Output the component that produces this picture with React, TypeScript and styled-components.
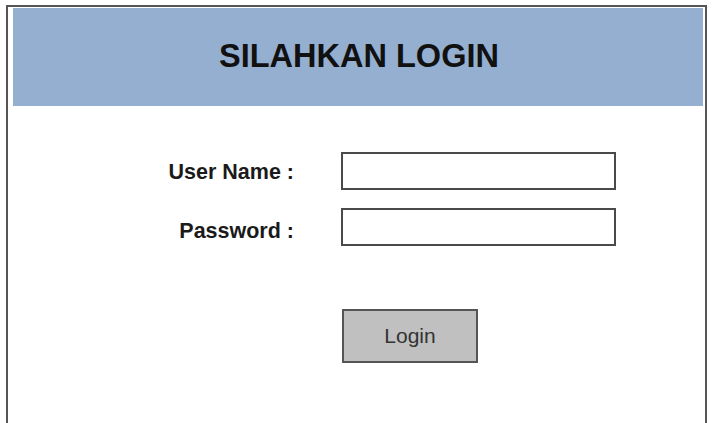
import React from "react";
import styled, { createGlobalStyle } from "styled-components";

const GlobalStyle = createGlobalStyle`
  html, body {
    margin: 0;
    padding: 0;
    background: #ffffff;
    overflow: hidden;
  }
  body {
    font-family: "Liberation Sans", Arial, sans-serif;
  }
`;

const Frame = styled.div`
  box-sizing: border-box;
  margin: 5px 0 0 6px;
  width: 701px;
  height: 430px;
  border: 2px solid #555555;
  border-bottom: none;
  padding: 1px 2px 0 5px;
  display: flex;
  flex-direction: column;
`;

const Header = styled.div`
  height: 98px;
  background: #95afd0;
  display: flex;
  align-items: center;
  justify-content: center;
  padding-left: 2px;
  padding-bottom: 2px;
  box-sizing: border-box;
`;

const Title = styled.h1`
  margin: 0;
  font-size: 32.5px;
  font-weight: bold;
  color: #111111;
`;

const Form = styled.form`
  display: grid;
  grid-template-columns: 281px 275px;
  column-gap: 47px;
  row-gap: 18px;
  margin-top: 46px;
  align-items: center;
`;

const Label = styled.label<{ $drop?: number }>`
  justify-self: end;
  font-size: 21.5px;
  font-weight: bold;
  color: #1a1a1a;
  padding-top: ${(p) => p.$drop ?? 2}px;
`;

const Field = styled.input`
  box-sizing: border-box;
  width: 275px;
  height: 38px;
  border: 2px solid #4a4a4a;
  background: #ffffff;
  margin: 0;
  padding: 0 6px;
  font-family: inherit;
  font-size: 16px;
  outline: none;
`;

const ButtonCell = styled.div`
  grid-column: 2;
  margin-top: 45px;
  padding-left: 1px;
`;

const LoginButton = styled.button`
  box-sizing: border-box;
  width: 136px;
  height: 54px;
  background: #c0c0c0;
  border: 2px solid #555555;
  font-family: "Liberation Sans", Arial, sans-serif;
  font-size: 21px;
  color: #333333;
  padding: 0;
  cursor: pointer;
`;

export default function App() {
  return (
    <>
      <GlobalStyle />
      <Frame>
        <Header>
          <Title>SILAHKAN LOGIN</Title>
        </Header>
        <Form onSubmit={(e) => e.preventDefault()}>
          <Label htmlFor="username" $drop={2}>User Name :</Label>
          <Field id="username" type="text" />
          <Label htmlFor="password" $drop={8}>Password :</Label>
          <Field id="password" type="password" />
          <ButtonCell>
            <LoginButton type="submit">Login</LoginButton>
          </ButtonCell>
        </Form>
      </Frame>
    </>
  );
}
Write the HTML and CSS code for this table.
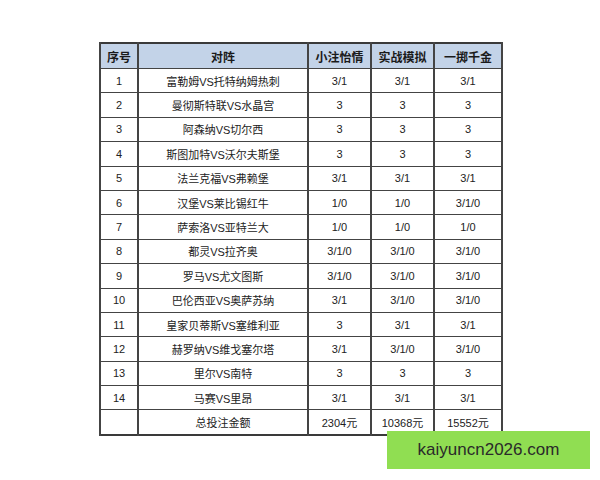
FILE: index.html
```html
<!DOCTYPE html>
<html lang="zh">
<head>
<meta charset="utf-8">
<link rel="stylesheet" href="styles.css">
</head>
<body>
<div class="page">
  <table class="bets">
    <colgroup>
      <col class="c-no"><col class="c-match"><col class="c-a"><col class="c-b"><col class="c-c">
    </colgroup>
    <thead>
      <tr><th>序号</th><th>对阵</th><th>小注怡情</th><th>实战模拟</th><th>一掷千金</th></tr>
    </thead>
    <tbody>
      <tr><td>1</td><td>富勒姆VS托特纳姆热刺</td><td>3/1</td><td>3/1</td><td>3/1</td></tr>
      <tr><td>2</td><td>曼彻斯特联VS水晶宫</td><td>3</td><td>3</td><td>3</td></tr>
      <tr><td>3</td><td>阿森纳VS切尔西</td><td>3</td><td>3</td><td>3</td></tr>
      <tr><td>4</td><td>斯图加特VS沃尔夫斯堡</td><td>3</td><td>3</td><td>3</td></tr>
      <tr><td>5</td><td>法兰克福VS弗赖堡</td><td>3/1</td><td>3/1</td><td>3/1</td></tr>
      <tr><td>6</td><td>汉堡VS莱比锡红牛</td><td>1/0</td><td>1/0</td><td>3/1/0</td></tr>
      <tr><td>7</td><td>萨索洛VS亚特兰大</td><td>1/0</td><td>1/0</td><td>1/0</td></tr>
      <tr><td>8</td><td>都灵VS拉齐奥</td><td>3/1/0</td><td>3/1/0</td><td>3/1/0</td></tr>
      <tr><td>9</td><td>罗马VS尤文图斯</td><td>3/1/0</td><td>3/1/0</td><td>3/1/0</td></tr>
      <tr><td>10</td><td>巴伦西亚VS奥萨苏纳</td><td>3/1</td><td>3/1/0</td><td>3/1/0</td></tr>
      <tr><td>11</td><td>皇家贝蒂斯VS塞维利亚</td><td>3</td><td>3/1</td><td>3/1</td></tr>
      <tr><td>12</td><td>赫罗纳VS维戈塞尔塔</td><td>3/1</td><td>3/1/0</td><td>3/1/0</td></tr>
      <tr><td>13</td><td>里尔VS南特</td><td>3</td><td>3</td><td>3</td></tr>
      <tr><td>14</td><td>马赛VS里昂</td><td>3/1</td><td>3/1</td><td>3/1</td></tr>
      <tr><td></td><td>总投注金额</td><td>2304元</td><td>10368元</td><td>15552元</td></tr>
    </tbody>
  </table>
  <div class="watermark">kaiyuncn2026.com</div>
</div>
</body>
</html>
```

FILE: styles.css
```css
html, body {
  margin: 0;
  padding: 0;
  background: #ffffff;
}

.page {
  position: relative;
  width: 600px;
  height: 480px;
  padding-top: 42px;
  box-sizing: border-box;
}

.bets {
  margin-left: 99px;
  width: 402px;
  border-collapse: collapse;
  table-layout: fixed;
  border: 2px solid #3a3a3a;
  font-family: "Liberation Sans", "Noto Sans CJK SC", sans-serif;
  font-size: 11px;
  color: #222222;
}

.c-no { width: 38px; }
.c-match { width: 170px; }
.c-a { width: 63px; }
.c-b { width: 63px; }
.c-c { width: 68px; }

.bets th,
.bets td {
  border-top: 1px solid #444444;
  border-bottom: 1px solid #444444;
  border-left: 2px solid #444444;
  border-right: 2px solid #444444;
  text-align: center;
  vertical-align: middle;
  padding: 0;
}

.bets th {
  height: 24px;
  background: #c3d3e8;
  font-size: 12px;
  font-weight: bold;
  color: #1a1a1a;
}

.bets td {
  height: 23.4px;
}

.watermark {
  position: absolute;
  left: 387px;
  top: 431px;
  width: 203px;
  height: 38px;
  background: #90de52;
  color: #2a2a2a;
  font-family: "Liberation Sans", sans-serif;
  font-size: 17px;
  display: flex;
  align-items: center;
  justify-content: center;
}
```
━━━━━━
_TASK REQUIREMENTS_
Write out the entries above word for word. Do not include the pictures.

_FINAL RESULT_
Output the component that produces this picture with React, TypeScript and styled-components.
import React from "react";
import styled, { createGlobalStyle } from "styled-components";

const GlobalStyle = createGlobalStyle`
  html, body {
    margin: 0;
    padding: 0;
    background: #ffffff;
    overflow: hidden;
  }
  body {
    font-family: "Liberation Sans", Arial, sans-serif;
  }
`;

const Frame = styled.div`
  box-sizing: border-box;
  margin: 5px 0 0 6px;
  width: 701px;
  height: 430px;
  border: 2px solid #555555;
  border-bottom: none;
  padding: 1px 2px 0 5px;
  display: flex;
  flex-direction: column;
`;

const Header = styled.div`
  height: 98px;
  background: #95afd0;
  display: flex;
  align-items: center;
  justify-content: center;
  padding-left: 2px;
  padding-bottom: 2px;
  box-sizing: border-box;
`;

const Title = styled.h1`
  margin: 0;
  font-size: 32.5px;
  font-weight: bold;
  color: #111111;
`;

const Form = styled.form`
  display: grid;
  grid-template-columns: 281px 275px;
  column-gap: 47px;
  row-gap: 18px;
  margin-top: 46px;
  align-items: center;
`;

const Label = styled.label<{ $drop?: number }>`
  justify-self: end;
  font-size: 21.5px;
  font-weight: bold;
  color: #1a1a1a;
  padding-top: ${(p) => p.$drop ?? 2}px;
`;

const Field = styled.input`
  box-sizing: border-box;
  width: 275px;
  height: 38px;
  border: 2px solid #4a4a4a;
  background: #ffffff;
  margin: 0;
  padding: 0 6px;
  font-family: inherit;
  font-size: 16px;
  outline: none;
`;

const ButtonCell = styled.div`
  grid-column: 2;
  margin-top: 45px;
  padding-left: 1px;
`;

const LoginButton = styled.button`
  box-sizing: border-box;
  width: 136px;
  height: 54px;
  background: #c0c0c0;
  border: 2px solid #555555;
  font-family: "Liberation Sans", Arial, sans-serif;
  font-size: 21px;
  color: #333333;
  padding: 0;
  cursor: pointer;
`;

export default function App() {
  return (
    <>
      <GlobalStyle />
      <Frame>
        <Header>
          <Title>SILAHKAN LOGIN</Title>
        </Header>
        <Form onSubmit={(e) => e.preventDefault()}>
          <Label htmlFor="username" $drop={2}>User Name :</Label>
          <Field id="username" type="text" />
          <Label htmlFor="password" $drop={8}>Password :</Label>
          <Field id="password" type="password" />
          <ButtonCell>
            <LoginButton type="submit">Login</LoginButton>
          </ButtonCell>
        </Form>
      </Frame>
    </>
  );
}
Write the HTML and CSS code for this table.
FILE: index.html
```html
<!DOCTYPE html>
<html lang="zh">
<head>
<meta charset="utf-8">
<link rel="stylesheet" href="styles.css">
</head>
<body>
<div class="page">
  <table class="bets">
    <colgroup>
      <col class="c-no"><col class="c-match"><col class="c-a"><col class="c-b"><col class="c-c">
    </colgroup>
    <thead>
      <tr><th>序号</th><th>对阵</th><th>小注怡情</th><th>实战模拟</th><th>一掷千金</th></tr>
    </thead>
    <tbody>
      <tr><td>1</td><td>富勒姆VS托特纳姆热刺</td><td>3/1</td><td>3/1</td><td>3/1</td></tr>
      <tr><td>2</td><td>曼彻斯特联VS水晶宫</td><td>3</td><td>3</td><td>3</td></tr>
      <tr><td>3</td><td>阿森纳VS切尔西</td><td>3</td><td>3</td><td>3</td></tr>
      <tr><td>4</td><td>斯图加特VS沃尔夫斯堡</td><td>3</td><td>3</td><td>3</td></tr>
      <tr><td>5</td><td>法兰克福VS弗赖堡</td><td>3/1</td><td>3/1</td><td>3/1</td></tr>
      <tr><td>6</td><td>汉堡VS莱比锡红牛</td><td>1/0</td><td>1/0</td><td>3/1/0</td></tr>
      <tr><td>7</td><td>萨索洛VS亚特兰大</td><td>1/0</td><td>1/0</td><td>1/0</td></tr>
      <tr><td>8</td><td>都灵VS拉齐奥</td><td>3/1/0</td><td>3/1/0</td><td>3/1/0</td></tr>
      <tr><td>9</td><td>罗马VS尤文图斯</td><td>3/1/0</td><td>3/1/0</td><td>3/1/0</td></tr>
      <tr><td>10</td><td>巴伦西亚VS奥萨苏纳</td><td>3/1</td><td>3/1/0</td><td>3/1/0</td></tr>
      <tr><td>11</td><td>皇家贝蒂斯VS塞维利亚</td><td>3</td><td>3/1</td><td>3/1</td></tr>
      <tr><td>12</td><td>赫罗纳VS维戈塞尔塔</td><td>3/1</td><td>3/1/0</td><td>3/1/0</td></tr>
      <tr><td>13</td><td>里尔VS南特</td><td>3</td><td>3</td><td>3</td></tr>
      <tr><td>14</td><td>马赛VS里昂</td><td>3/1</td><td>3/1</td><td>3/1</td></tr>
      <tr><td></td><td>总投注金额</td><td>2304元</td><td>10368元</td><td>15552元</td></tr>
    </tbody>
  </table>
  <div class="watermark">kaiyuncn2026.com</div>
</div>
</body>
</html>
```

FILE: styles.css
```css
html, body {
  margin: 0;
  padding: 0;
  background: #ffffff;
}

.page {
  position: relative;
  width: 600px;
  height: 480px;
  padding-top: 42px;
  box-sizing: border-box;
}

.bets {
  margin-left: 99px;
  width: 402px;
  border-collapse: collapse;
  table-layout: fixed;
  border: 2px solid #3a3a3a;
  font-family: "Liberation Sans", "Noto Sans CJK SC", sans-serif;
  font-size: 11px;
  color: #222222;
}

.c-no { width: 38px; }
.c-match { width: 170px; }
.c-a { width: 63px; }
.c-b { width: 63px; }
.c-c { width: 68px; }

.bets th,
.bets td {
  border-top: 1px solid #444444;
  border-bottom: 1px solid #444444;
  border-left: 2px solid #444444;
  border-right: 2px solid #444444;
  text-align: center;
  vertical-align: middle;
  padding: 0;
}

.bets th {
  height: 24px;
  background: #c3d3e8;
  font-size: 12px;
  font-weight: bold;
  color: #1a1a1a;
}

.bets td {
  height: 23.4px;
}

.watermark {
  position: absolute;
  left: 387px;
  top: 431px;
  width: 203px;
  height: 38px;
  background: #90de52;
  color: #2a2a2a;
  font-family: "Liberation Sans", sans-serif;
  font-size: 17px;
  display: flex;
  align-items: center;
  justify-content: center;
}
```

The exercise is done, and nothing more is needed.